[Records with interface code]
■ ■ ■

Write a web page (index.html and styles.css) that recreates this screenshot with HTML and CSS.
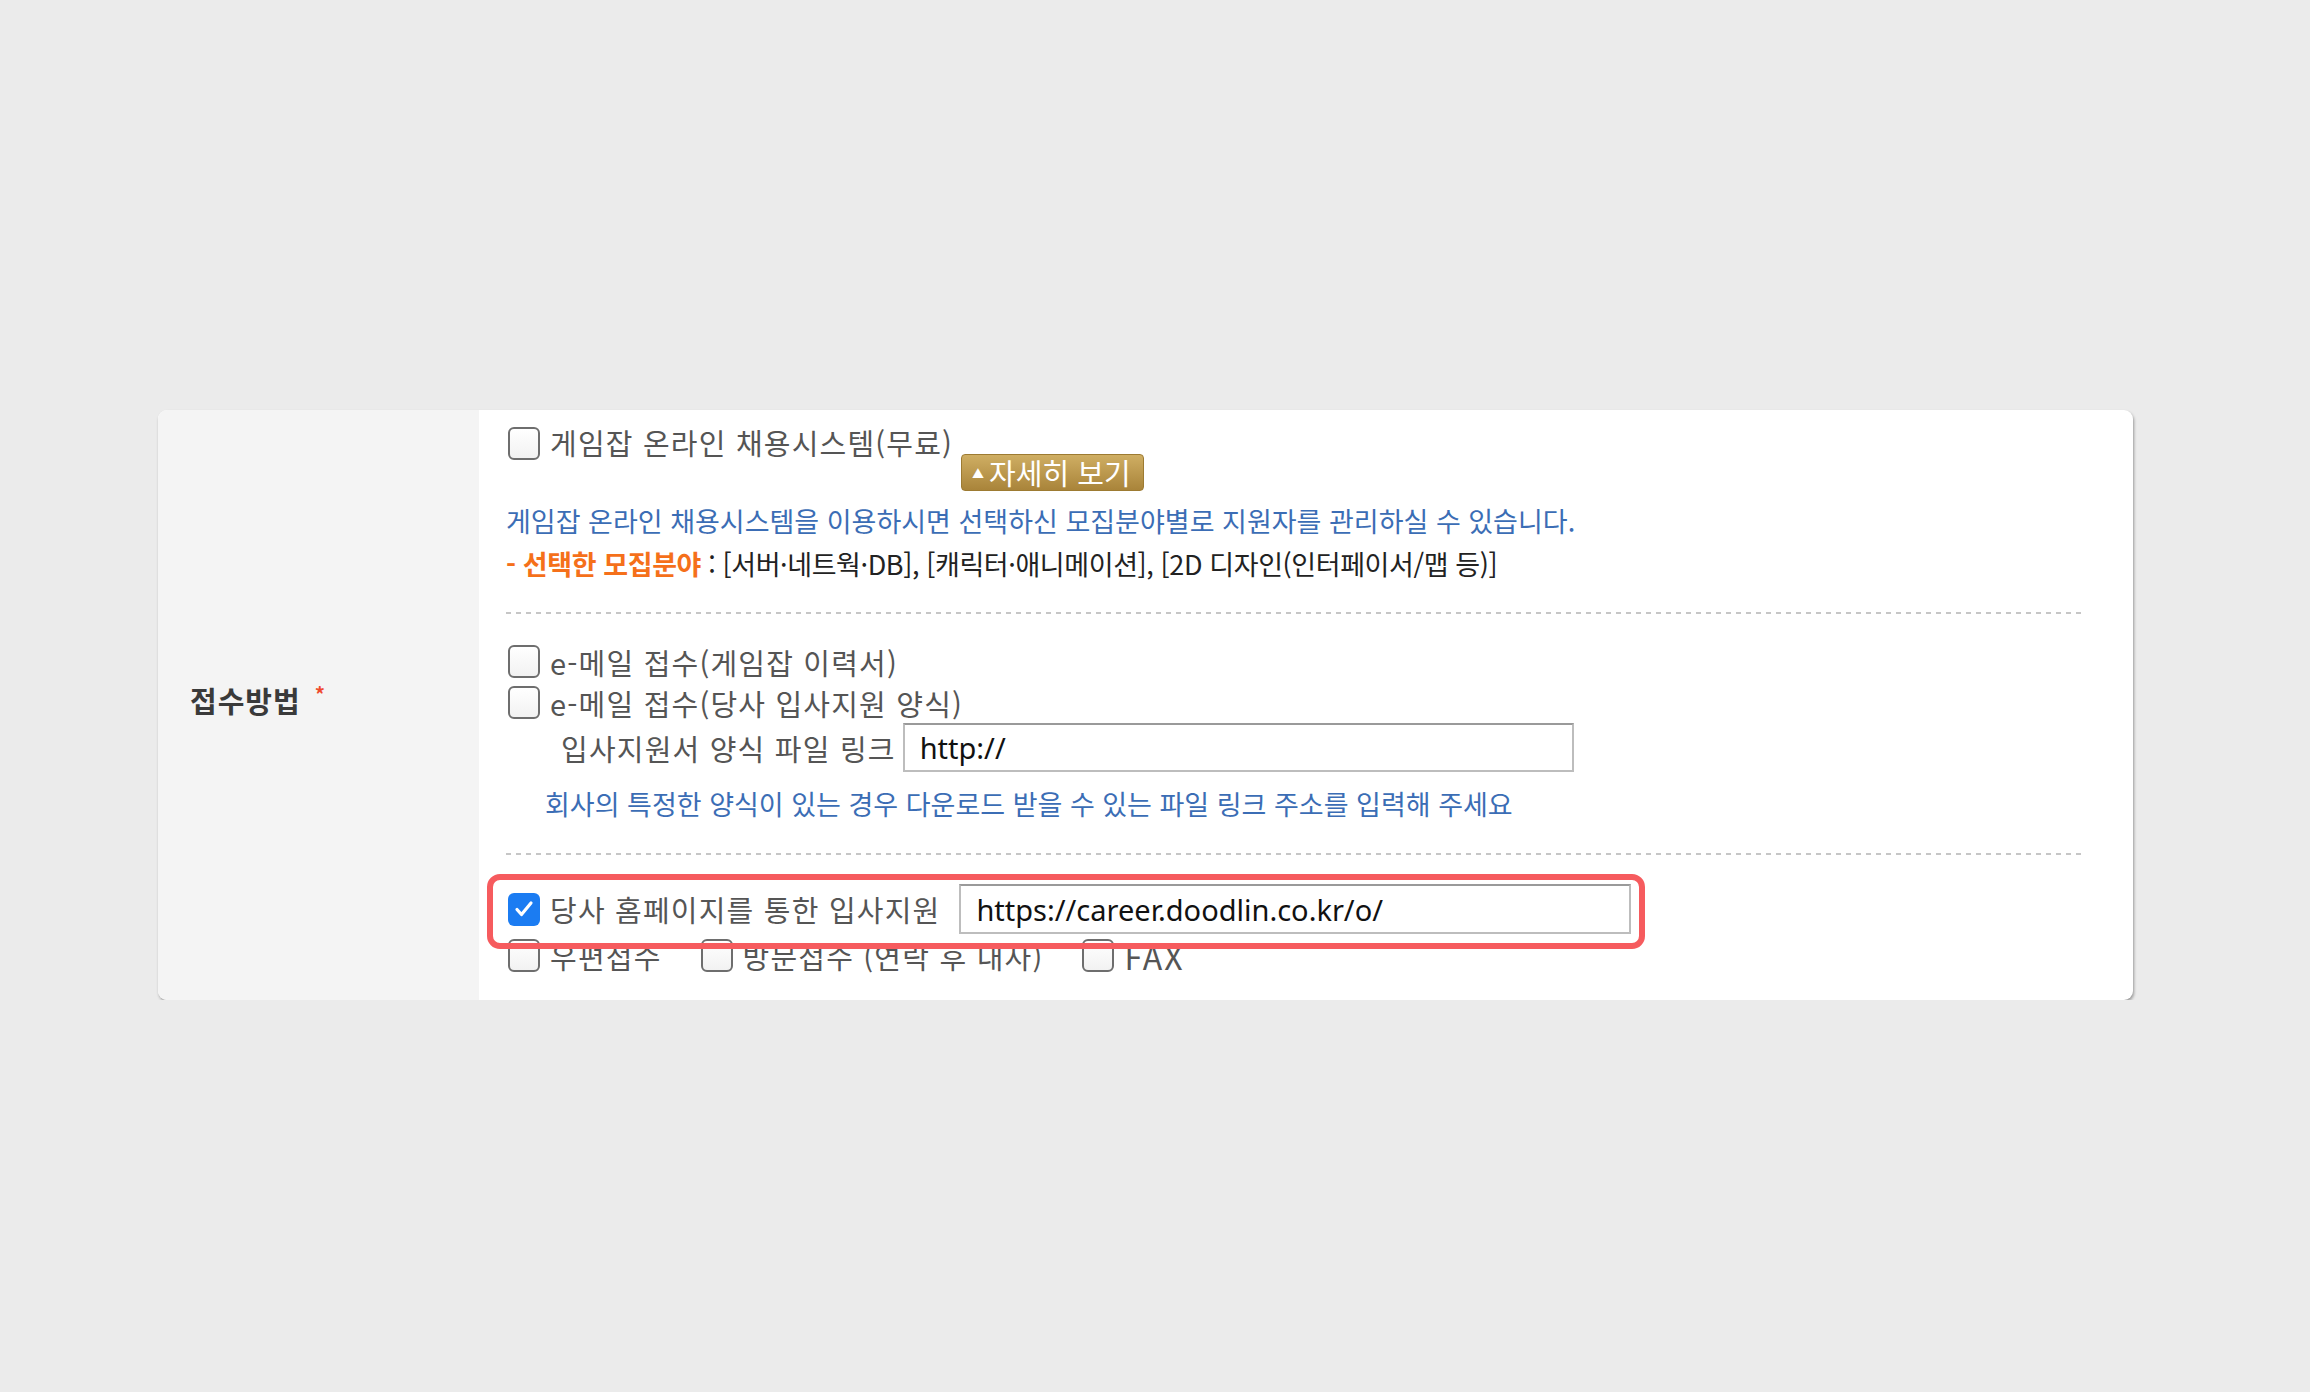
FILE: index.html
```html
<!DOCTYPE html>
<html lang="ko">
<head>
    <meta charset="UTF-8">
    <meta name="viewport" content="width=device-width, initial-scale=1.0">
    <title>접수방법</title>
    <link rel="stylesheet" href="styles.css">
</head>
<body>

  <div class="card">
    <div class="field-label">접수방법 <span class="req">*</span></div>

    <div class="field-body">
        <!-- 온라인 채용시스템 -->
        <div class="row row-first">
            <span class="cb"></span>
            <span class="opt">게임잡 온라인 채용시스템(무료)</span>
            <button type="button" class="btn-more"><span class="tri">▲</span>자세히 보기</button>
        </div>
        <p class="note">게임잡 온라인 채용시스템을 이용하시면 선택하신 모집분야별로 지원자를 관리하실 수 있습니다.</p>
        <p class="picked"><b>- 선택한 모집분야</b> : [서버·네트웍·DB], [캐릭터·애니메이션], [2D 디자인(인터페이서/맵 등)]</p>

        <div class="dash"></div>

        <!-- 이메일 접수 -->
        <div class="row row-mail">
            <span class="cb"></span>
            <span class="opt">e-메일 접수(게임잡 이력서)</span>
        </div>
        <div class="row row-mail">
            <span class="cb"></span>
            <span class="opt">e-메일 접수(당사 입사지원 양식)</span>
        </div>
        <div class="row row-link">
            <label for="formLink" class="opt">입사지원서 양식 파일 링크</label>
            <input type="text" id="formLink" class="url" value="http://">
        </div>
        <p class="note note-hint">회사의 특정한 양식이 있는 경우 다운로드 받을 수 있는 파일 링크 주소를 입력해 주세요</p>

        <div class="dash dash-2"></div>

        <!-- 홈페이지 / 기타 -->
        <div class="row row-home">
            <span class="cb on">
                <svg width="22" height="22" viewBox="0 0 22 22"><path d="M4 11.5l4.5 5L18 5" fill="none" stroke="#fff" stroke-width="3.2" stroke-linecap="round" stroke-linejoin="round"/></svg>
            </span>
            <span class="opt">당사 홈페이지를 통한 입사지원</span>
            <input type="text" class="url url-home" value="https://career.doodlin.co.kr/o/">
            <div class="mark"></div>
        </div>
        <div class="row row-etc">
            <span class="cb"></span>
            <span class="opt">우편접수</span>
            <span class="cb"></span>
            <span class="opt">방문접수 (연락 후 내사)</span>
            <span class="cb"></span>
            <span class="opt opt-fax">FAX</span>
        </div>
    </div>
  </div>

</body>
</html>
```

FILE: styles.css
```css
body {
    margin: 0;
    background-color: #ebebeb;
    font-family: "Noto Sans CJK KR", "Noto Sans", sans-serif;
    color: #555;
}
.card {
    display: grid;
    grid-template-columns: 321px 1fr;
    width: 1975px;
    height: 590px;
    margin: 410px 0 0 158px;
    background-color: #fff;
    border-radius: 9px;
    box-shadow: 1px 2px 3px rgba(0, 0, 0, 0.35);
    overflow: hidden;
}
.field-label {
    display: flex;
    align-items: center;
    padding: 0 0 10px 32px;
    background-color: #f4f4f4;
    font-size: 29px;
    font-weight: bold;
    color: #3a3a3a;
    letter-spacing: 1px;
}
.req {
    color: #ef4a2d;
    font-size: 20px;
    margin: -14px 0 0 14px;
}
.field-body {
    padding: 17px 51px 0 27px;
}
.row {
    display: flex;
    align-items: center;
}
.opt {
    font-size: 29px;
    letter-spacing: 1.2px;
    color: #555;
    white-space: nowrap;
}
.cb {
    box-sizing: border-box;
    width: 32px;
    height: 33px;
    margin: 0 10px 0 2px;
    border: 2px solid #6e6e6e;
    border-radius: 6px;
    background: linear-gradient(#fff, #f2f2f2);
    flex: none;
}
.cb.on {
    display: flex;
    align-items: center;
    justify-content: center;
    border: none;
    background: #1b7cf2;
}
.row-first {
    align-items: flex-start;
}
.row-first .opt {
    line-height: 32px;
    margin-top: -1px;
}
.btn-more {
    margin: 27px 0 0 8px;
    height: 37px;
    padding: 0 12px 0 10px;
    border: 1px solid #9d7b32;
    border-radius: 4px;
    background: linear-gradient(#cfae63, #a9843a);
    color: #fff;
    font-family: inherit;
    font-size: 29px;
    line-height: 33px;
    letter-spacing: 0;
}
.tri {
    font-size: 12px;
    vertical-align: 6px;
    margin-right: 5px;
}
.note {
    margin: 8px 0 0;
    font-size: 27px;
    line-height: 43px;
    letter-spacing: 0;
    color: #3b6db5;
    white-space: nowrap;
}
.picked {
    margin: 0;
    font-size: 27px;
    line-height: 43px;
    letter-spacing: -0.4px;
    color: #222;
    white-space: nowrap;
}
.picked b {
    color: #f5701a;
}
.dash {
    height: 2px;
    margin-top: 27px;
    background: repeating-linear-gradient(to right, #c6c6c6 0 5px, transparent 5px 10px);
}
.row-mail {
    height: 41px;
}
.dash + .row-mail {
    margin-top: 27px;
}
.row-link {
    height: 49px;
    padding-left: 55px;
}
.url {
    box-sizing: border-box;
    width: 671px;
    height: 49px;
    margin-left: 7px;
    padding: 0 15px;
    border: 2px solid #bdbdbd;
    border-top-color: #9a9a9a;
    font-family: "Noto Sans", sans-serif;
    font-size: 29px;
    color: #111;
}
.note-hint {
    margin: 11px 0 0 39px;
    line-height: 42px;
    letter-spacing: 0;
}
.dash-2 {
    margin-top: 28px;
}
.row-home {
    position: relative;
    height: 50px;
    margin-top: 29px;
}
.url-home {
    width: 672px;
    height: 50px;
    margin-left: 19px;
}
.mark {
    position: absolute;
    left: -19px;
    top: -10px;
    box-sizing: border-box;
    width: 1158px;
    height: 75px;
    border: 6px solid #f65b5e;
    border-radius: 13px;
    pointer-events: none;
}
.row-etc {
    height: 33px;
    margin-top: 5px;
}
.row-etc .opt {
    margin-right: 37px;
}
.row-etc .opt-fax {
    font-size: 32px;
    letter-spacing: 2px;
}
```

■ ■ ■

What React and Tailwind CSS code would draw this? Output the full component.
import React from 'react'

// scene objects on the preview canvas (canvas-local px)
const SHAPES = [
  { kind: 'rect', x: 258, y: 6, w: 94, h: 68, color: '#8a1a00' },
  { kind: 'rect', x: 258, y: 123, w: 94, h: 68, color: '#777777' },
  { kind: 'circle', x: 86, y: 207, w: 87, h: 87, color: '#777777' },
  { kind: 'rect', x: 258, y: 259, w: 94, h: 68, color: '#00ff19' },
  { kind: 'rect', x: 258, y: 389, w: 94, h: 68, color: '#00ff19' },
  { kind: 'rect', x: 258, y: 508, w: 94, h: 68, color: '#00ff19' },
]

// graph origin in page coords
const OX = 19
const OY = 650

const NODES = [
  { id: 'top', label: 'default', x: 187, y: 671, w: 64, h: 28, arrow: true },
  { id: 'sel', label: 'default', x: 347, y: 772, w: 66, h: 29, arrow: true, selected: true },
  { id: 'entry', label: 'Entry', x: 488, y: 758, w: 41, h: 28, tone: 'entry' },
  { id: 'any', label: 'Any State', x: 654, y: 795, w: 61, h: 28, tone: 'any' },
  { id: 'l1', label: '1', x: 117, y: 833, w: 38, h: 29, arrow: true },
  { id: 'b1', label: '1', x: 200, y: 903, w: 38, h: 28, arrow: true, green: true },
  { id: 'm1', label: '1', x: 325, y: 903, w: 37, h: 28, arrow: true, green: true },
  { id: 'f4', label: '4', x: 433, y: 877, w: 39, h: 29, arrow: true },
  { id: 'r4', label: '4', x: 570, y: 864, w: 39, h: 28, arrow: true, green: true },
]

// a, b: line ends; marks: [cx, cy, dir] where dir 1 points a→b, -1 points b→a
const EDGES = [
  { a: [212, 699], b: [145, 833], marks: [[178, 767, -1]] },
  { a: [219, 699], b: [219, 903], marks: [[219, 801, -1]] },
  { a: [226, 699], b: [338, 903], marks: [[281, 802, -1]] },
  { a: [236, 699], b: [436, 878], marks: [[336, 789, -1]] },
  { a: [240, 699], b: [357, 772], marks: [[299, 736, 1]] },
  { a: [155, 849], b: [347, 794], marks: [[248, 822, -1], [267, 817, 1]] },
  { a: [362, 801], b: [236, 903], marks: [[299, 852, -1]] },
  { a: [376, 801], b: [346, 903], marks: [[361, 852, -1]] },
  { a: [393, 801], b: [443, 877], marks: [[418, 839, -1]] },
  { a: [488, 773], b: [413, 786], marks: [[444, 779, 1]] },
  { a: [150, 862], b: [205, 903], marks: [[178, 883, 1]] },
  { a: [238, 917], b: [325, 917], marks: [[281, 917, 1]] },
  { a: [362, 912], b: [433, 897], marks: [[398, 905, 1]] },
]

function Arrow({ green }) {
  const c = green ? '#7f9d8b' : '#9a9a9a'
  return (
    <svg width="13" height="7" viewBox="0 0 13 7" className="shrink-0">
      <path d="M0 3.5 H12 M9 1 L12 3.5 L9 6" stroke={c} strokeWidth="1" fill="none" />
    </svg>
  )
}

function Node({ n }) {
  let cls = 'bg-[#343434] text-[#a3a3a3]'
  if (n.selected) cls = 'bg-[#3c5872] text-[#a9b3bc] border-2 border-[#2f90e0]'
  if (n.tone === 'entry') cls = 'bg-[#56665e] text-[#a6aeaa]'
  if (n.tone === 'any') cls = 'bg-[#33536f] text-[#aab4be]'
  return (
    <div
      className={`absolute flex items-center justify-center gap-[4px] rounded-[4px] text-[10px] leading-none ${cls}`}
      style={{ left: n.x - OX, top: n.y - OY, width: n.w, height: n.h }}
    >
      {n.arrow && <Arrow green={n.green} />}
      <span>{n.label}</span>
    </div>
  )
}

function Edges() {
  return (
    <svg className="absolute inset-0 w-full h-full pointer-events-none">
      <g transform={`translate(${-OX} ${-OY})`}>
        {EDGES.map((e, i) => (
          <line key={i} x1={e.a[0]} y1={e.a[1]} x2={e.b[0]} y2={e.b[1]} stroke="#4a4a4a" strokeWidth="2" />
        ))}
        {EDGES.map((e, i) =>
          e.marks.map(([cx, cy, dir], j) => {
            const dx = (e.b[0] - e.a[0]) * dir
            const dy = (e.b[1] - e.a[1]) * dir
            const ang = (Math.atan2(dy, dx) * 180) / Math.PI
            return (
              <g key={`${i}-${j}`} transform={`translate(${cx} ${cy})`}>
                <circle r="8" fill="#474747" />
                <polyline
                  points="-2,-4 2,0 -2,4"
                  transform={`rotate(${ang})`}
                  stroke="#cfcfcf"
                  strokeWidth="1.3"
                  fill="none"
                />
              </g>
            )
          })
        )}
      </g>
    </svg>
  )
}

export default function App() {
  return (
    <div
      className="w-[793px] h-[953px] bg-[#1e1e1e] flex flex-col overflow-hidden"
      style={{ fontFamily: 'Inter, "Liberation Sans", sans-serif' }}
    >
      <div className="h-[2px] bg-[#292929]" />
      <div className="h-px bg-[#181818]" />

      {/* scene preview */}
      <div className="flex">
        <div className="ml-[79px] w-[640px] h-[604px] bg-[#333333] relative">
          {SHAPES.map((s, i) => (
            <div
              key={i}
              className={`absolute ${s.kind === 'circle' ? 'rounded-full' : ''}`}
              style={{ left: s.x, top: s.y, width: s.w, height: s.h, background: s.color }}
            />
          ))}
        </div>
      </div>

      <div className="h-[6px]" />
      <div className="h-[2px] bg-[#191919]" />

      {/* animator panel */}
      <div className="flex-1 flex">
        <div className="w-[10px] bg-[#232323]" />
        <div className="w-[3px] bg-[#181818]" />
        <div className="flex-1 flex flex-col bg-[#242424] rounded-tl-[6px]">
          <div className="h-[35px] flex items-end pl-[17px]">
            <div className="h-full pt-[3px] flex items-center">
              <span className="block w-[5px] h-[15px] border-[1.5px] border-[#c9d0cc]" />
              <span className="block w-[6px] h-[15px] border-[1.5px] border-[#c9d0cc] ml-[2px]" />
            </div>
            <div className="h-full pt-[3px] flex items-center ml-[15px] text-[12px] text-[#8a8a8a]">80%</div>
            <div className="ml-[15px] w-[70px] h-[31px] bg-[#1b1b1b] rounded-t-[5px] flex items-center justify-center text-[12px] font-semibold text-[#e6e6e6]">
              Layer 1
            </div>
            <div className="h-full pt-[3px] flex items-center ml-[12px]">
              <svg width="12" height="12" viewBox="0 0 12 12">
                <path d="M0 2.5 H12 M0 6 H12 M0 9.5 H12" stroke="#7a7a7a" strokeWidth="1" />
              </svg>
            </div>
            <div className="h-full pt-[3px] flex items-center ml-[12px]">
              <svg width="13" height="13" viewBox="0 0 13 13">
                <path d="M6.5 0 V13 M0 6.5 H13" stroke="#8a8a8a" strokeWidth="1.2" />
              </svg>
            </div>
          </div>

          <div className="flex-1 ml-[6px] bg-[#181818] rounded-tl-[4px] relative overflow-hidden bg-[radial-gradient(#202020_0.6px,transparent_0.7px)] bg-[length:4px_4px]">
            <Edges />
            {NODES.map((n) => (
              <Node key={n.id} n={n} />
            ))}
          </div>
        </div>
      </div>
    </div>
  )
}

■ ■ ■

▶ _What the task asks_: Nothing but the lines from the one with "What React and" through the one with "const OY = 650" should be repeated, and each exactly.

▶ _Output of the task_:
What React and Tailwind CSS code would draw this? Output the full component.
import React from 'react'

// scene objects on the preview canvas (canvas-local px)
const SHAPES = [
  { kind: 'rect', x: 258, y: 6, w: 94, h: 68, color: '#8a1a00' },
  { kind: 'rect', x: 258, y: 123, w: 94, h: 68, color: '#777777' },
  { kind: 'circle', x: 86, y: 207, w: 87, h: 87, color: '#777777' },
  { kind: 'rect', x: 258, y: 259, w: 94, h: 68, color: '#00ff19' },
  { kind: 'rect', x: 258, y: 389, w: 94, h: 68, color: '#00ff19' },
  { kind: 'rect', x: 258, y: 508, w: 94, h: 68, color: '#00ff19' },
]

// graph origin in page coords
const OX = 19
const OY = 650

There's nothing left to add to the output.